Chen Shi, Funding Partner of Frees Fund, said that in the future, there would be two main tracks for Chinese enterprises to go overseas – the Internet-based cross-border e-commerce with developed Occidental countries as the main players and the globalization ecosystem in developing countries with Chinese as main players. The main opportunity for Chinese companies to overtake at the bend would be the digital economy.

He said that the essence of Chinese companies’ globalization was the spillover and use of the capability elements developed in China in target countries, including the business model, manufacturing, technology research and development, operation and management, creativity and operation talents, all of which had to go global.

Na Xin, CEO of PONGO, said that Southeast Asia was the most noteworthy market for Chinese brands to go overseas. The reasons for this were that Southeast Asian consumers had high recognition when it came to Chinese brands, the region’s first- and second-tier cities had high population density and strong spending power, and were shifting from offline to online consumption.

“At present, online content on such products in the Southeast Asian market is very low. So, it is a good time for brands to build their content and occupy a favorable position in the search engines,” Na Xin said.

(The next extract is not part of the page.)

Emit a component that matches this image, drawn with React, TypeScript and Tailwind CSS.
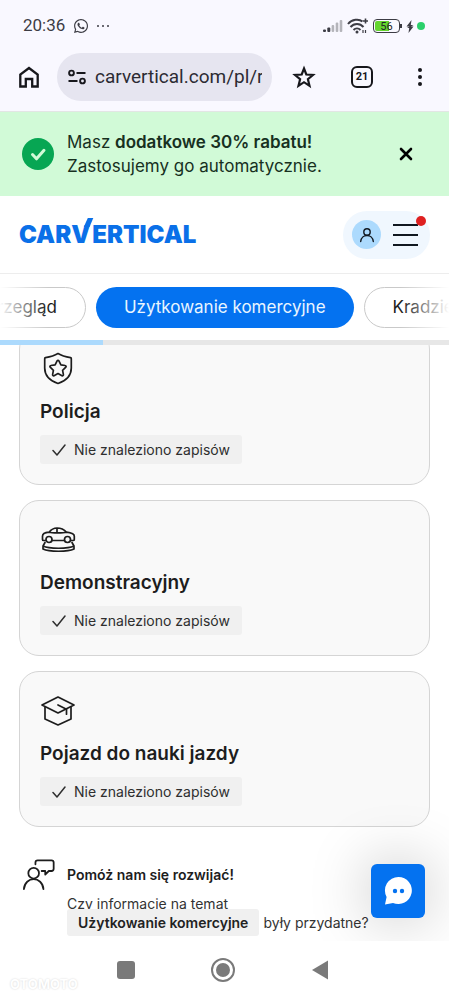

Nie Linhai, Chairman of China Electronic Commerce Association Alliance and Former Counselor of Department of Electronic Commerce and Informatization of the Ministry of Commerce, said that ASEAN had become a must-win market for e-commerce and the implementation of RCEP would help. But in the near future, the focus of cross-border e-commerce and brand globalization would still be in North America and Europe as consumers there were more mature and had higher requirements for e-commerce brands, quality and services.

Wang Qi, Partner of Vision Plus Capital, said that globalization of Chinese companies would depend on new products and technological iterations. And it was only in a mature market with long-term demand that Chinese enterprises would have the chance to build their brands.